I think I’ve said this before, but I will say it again.
For me, one of the hardest parts about being overweight is that everyone else can see it.
No matter where you go, your weight goes with you. You can’t hide it. It changes the way that people respond to you and it can change the way that you see yourself.
I was in the tenth grade the first time I felt overweight. I overheard a boy make a comment to a girl in our class about how I was fat and ugly.
I didn’t care that he thought I was ugly because I knew that beauty wasn’t everything, but I had no idea that anyone thought I was fat. I knew what fat looked like to me, and in my mind I did not fit that profile.
I think that’s the day that I started to change the way that I dressed.
I stopped wearing anything that remotely fit. Sleeveless shirts were only worn under shirts with sleeves. It may have been 100 degrees outside, but I was not going to wear a pair of shorts. I had fallen out of love with my body.

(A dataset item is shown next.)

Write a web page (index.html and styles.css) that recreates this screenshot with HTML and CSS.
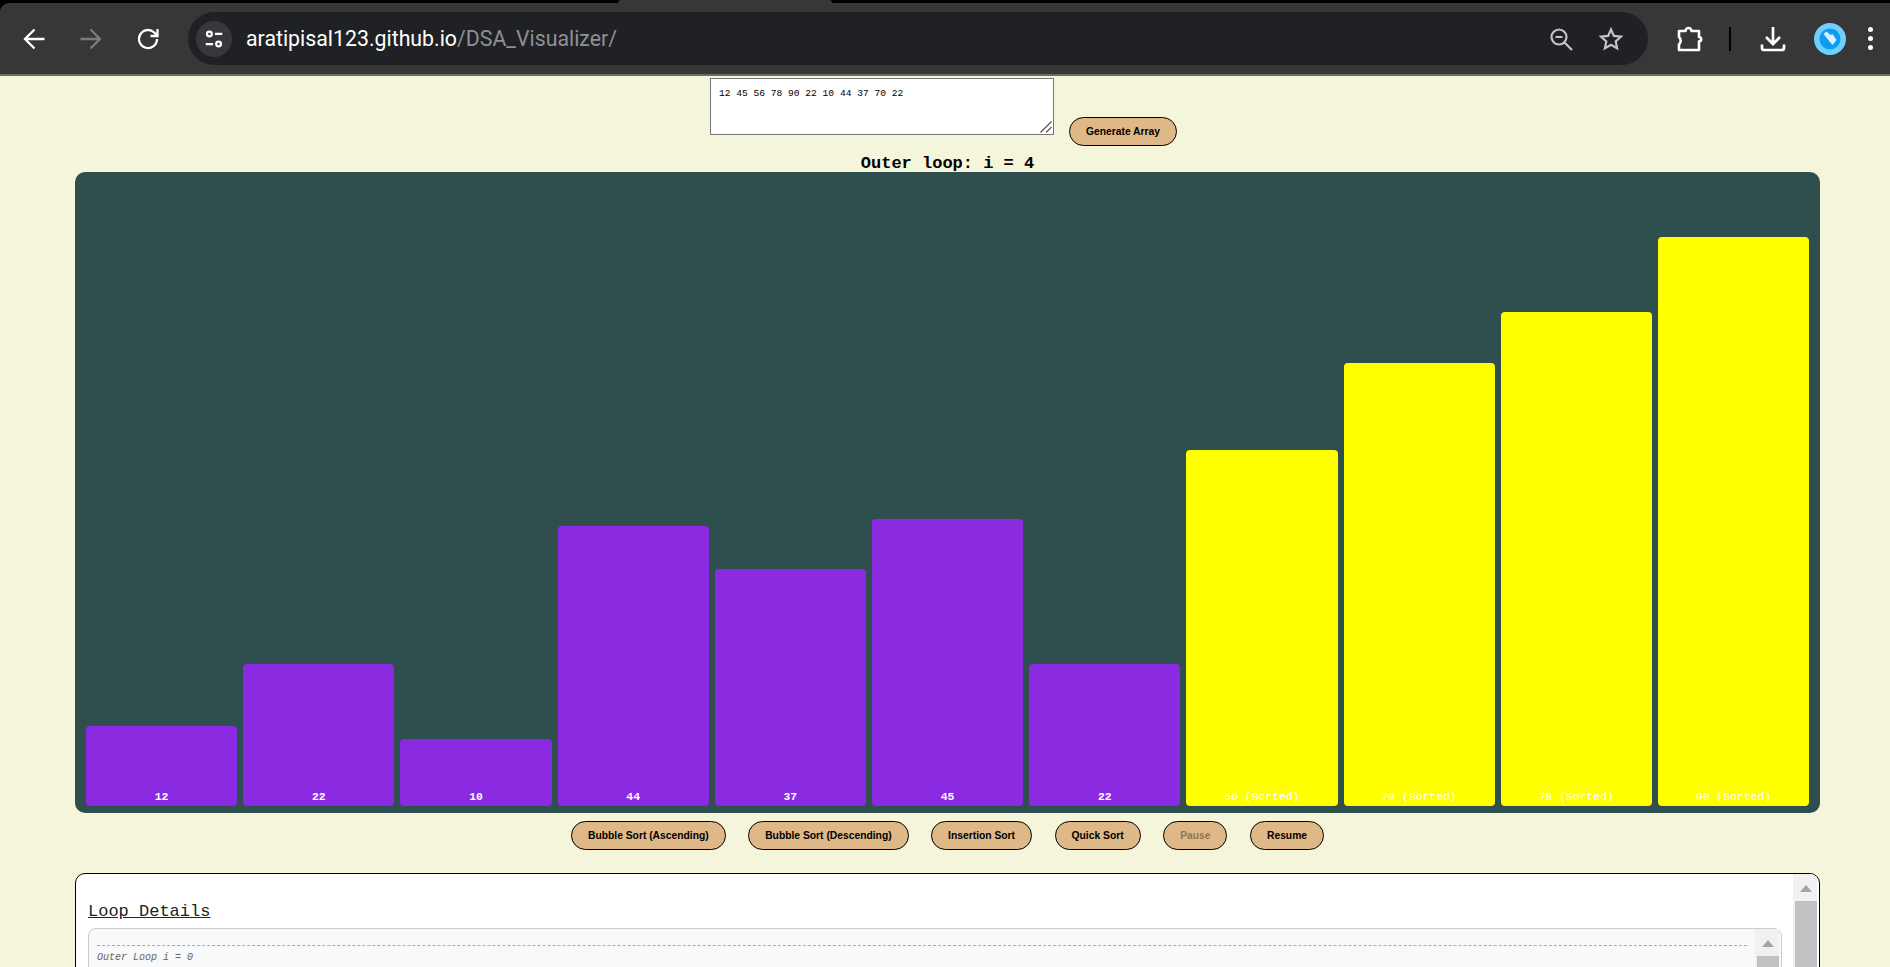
FILE: index.html
```html
<!DOCTYPE html>
<html lang="en">

<head>
     <meta charset="UTF-8">
     <meta name="viewport" content="width=device-width, initial-scale=1.0">
     <title>DSA Visualizer</title>
     <link rel="stylesheet" href="styles.css">
</head>

<body>
     <!-- Browser toolbar -->
     <div class="window-top">
          <span class="active-tab"></span>
          <header class="toolbar">
               <svg class="tool-icon" viewBox="0 0 26 26"><path d="M23.500 13H5M13.500 3.500 4 13l9.500 9.500" /></svg>
               <svg class="tool-icon tool-off" viewBox="0 0 26 26"><path d="M2.500 13H21M12.500 3.500 22 13l-9.500 9.500" /></svg>
               <svg class="tool-icon reload-icon" viewBox="0 0 26 26"><path d="M22 13a9 9 0 1 1-2.800-6.500L22 9.200M22.500 3v7H15.500" /></svg>
               <div class="omnibox">
                    <span class="site-info">
                         <svg viewBox="0 0 24 24"><circle cx="7" cy="6.500" r="2.600" /><path d="M13 6.500h8M3 17.500h8" /><circle cx="17" cy="17.500" r="2.600" /></svg>
                    </span>
                    <span class="url">aratipisal123.github.io<span class="url-path">/DSA_Visualizer/</span></span>
                    <svg class="omni-icon" viewBox="0 0 24 24"><circle cx="10" cy="10" r="7.500" /><path d="M6.500 10h7M15.500 15.500 23 23" /></svg>
                    <svg class="omni-icon" viewBox="0 0 24 24"><path d="M12 2.500l2.900 6.400 7 .8-5.200 4.700 1.400 6.900-6.100-3.500-6.100 3.500 1.400-6.900-5.200-4.700 7-.8z" /></svg>
               </div>
               <svg class="tool-icon ext-icon" viewBox="0 0 26 26"><path d="M2 5h6.500a3 3 0 0 1 6 0H22v6a2.200 2.200 0 0 1 0 4.400V24H2v-5.500a5 5 0 0 0 0-7.500z" /></svg>
               <span class="divider"></span>
               <svg class="tool-icon dl-icon" viewBox="0 0 26 26"><path d="M13 1v16.500M6 11l7 7 7-7M2 18.500V22a2 2 0 0 0 2 2h18a2 2 0 0 0 2-2v-3.500" /></svg>
               <svg class="avatar" viewBox="0 0 32 32">
                    <circle cx="16" cy="16" r="16" fill="#6fd0ff" />
                    <circle cx="16" cy="16" r="10.500" fill="#0b9df0" />
                    <path d="M9.500 11 12.500 8.500 16.500 12 18.500 11 22.500 17 18.500 22 13.500 16z" fill="#d8f1ff" />
               </svg>
               <span class="menu-dots"><i></i><i></i><i></i></span>
          </header>
     </div>

     <main class="page">
          <div class="input-row">
               <div class="input-wrap">
                    <textarea class="array-input" spellcheck="false">12 45 56 78 90 22 10 44 37 70 22</textarea>
                    <svg class="resize-grip" viewBox="0 0 12 12"><path d="M0.500 11.500 11.500 0.500M6 11.500 11.500 6" /></svg>
               </div>
               <button class="btn">Generate Array</button>
          </div>
          <h3 class="outer-label">Outer loop: i = 4</h3>

          <section class="bars">
               <div class="bar" style="height: 80px">12</div>
               <div class="bar" style="height: 142px">22</div>
               <div class="bar" style="height: 67px">10</div>
               <div class="bar" style="height: 280px">44</div>
               <div class="bar" style="height: 237px">37</div>
               <div class="bar" style="height: 287px">45</div>
               <div class="bar" style="height: 142px">22</div>
               <div class="bar sorted" style="height: 356px">56 (Sorted)</div>
               <div class="bar sorted" style="height: 443px">70 (Sorted)</div>
               <div class="bar sorted" style="height: 494px">78 (Sorted)</div>
               <div class="bar sorted" style="height: 569px">90 (Sorted)</div>
          </section>

          <div class="controls">
               <button class="btn">Bubble Sort (Ascending)</button>
               <button class="btn">Bubble Sort (Descending)</button>
               <button class="btn">Insertion Sort</button>
               <button class="btn">Quick Sort</button>
               <button class="btn" disabled>Pause</button>
               <button class="btn">Resume</button>
          </div>

          <section class="loop-box">
               <div class="loop-content">
                    <h2 class="loop-title">Loop Details</h2>
                    <div class="loop-log">
                         <div class="log-body">
                              <p class="log-line">Outer Loop i = 0</p>
                         </div>
                         <div class="scrollbar"><span class="arrow"></span><span class="thumb"></span></div>
                    </div>
               </div>
               <div class="scrollbar"><span class="arrow"></span><span class="thumb"></span></div>
          </section>
     </main>
</body>

</html>
```

FILE: styles.css
```css
/* Base styles */
body {
     margin: 0;
     height: 100vh;
     overflow: hidden;
     display: flex;
     flex-direction: column;
     background-color: #f5f5dc;
     font-family: "Liberation Mono", monospace;
}

/* Browser toolbar */
.window-top {
     position: relative;
     padding-top: 3px;
     background-color: #000;
     flex-shrink: 0;
}

.active-tab {
     position: absolute;
     top: 0;
     left: 618px;
     width: 214px;
     height: 3px;
     border-radius: 8px 8px 0 0;
     background-color: #373737;
}

.toolbar {
     height: 71px;
     border-bottom: 2px solid #6b6b66;
     border-radius: 9px 0 0 0;
     background-color: #373737;
     display: flex;
     align-items: center;
     padding-left: 21px;
}

.tool-icon {
     width: 26px;
     height: 26px;
     margin-right: 31px;
     fill: none;
     stroke: #fff;
     stroke-width: 2.300;
     flex-shrink: 0;
}

.tool-off {
     stroke: #7b7b7b;
}

.reload-icon {
     margin-right: 27px;
}

.omnibox {
     width: 1460px;
     height: 53px;
     border-radius: 27px;
     background-color: #202124;
     display: flex;
     align-items: center;
     flex-shrink: 0;
}

.site-info {
     width: 36px;
     height: 36px;
     margin: 0 14px 0 8px;
     border-radius: 50%;
     background-color: #37383b;
     display: flex;
     align-items: center;
     justify-content: center;
}

.site-info svg {
     width: 22px;
     height: 22px;
     fill: none;
     stroke: #fff;
     stroke-width: 2.400;
}

.url {
     flex: 1;
     color: #fff;
     font-family: Roboto, sans-serif;
     font-size: 21.300px;
}

.url-path {
     color: #8f9094;
}

.omni-icon {
     width: 24px;
     height: 24px;
     margin-right: 25px;
     margin-left: 1px;
     fill: none;
     stroke: #c4c4c4;
     stroke-width: 2.200;
}

.ext-icon {
     margin: 0 26px 0 29px;
     stroke-width: 2.600;
     stroke-linejoin: round;
}

.divider {
     width: 2px;
     height: 24px;
     background-color: #000;
     margin-right: 29px;
     flex-shrink: 0;
}

.dl-icon {
     margin-right: 28px;
     stroke-width: 2.700;
}

.avatar {
     width: 32px;
     height: 32px;
     flex-shrink: 0;
}

.menu-dots {
     margin-left: 22px;
     display: flex;
     flex-direction: column;
     gap: 4px;
}

.menu-dots i {
     width: 5px;
     height: 5px;
     border-radius: 50%;
     background-color: #fff;
}

/* Page */
.page {
     flex: 1;
     min-height: 0;
     overflow: hidden;
     display: flex;
     flex-direction: column;
     padding: 2px 70px 0 75px;
}

.input-row {
     display: flex;
     justify-content: center;
     align-items: flex-end;
     gap: 15px;
     padding-right: 8px;
     flex-shrink: 0;
}

.input-wrap {
     position: relative;
     display: flex;
     margin-bottom: 11px;
}

.array-input {
     width: 344px;
     height: 57px;
     box-sizing: border-box;
     padding: 9px 8px;
     border: 1px solid #767676;
     background: #fff;
     color: #000;
     font-family: "Liberation Mono", monospace;
     font-size: 9.600px;
     resize: none;
}

.resize-grip {
     position: absolute;
     right: 2px;
     bottom: 2px;
     width: 12px;
     height: 12px;
     fill: none;
     stroke: #555;
     stroke-width: 1.200;
}

.btn {
     height: 29px;
     padding: 0 16px;
     border: 1px solid #000;
     border-radius: 15px;
     background-color: #deb887;
     color: #000;
     font-family: "Liberation Sans", sans-serif;
     font-size: 10.300px;
     font-weight: bold;
}

.btn:disabled {
     color: rgba(0, 0, 0, 0.4);
}

.outer-label {
     margin: 0;
     height: 26px;
     box-sizing: border-box;
     padding-top: 8px;
     line-height: 19px;
     text-align: center;
     font-size: 17px;
     color: #000;
     flex-shrink: 0;
}

/* Bars */
.bars {
     height: 641px;
     box-sizing: border-box;
     padding: 0 11px 7px 11px;
     border-radius: 10px;
     background-color: #2f4f4f;
     display: flex;
     align-items: flex-end;
     gap: 6px;
     flex-shrink: 0;
}

.bar {
     flex: 1;
     border-radius: 4px;
     background-color: #8a2be2;
     color: #fff;
     font-size: 11.400px;
     font-weight: bold;
     display: flex;
     align-items: flex-end;
     justify-content: center;
     padding-bottom: 3px;
     box-sizing: border-box;
}

.sorted {
     background-color: #ffff00;
     font-weight: normal;
}

.controls {
     display: flex;
     justify-content: center;
     gap: 22.500px;
     margin-top: 8px;
     flex-shrink: 0;
}

/* Loop details */
.loop-box {
     margin-top: 23px;
     height: 130px;
     box-sizing: border-box;
     border: 1px solid #000;
     border-radius: 10px 10px 0 0;
     background-color: #fff;
     display: flex;
     flex-shrink: 0;
     overflow: hidden;
}

.loop-content {
     flex: 1;
     min-width: 0;
     padding: 28px 11px 0 12px;
}

.loop-title {
     margin: 0 0 6px;
     font-size: 17px;
     font-weight: normal;
     line-height: 20px;
     color: #222;
     text-decoration: underline;
}

.loop-log {
     height: 200px;
     box-sizing: border-box;
     border: 1px solid #ccc;
     border-radius: 8px;
     background-color: #f8f9fa;
     display: flex;
}

.log-body {
     flex: 1;
     padding: 16px 8px 0;
}

.log-line {
     margin: 0;
     border-top: 1px dashed #aaa;
     padding-top: 6px;
     font-size: 10px;
     font-style: italic;
     color: #666;
}

/* Scrollbars */
.scrollbar {
     width: 24px;
     margin-right: 2px;
     background-color: #f1f1f1;
     display: flex;
     flex-direction: column;
     align-items: flex-end;
     flex-shrink: 0;
}

.arrow {
     width: 0;
     height: 0;
     margin: 11px 5px 9px 0;
     border-left: 6px solid transparent;
     border-right: 6px solid transparent;
     border-bottom: 7px solid #a3a3a3;
}

.thumb {
     width: 22px;
     flex: 1;
     background-color: #c1c1c1;
}
```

Fast forward a lot of years and not much had changed.
and then Independence Day came…
July 4th 2014, was the first day in years that I wore a sleeveless shirt outside of my house. I had not planned to. I wanted to wear a cardigan with it, but the cardigan I had didn’t match.
I went out to breakfast and amazingly, while I felt completely naked, no one else seemed to notice. Everyone got their food and no one stared. I felt alive.
So what happens now?
I become an exhibitionist! I stroll around naked! Nah, just kidding.
I’m still fat, but now I can wear sleeveless shirts!
I am learning to love me in every size.
If someone was to stare at my lovely stretch marks on my arms I would be okay with that. That would mean I was wearing a sleeveless shirt and I couldn’t do that before.
I’m smiling right now because I’m still on this journey, and it’s a good one.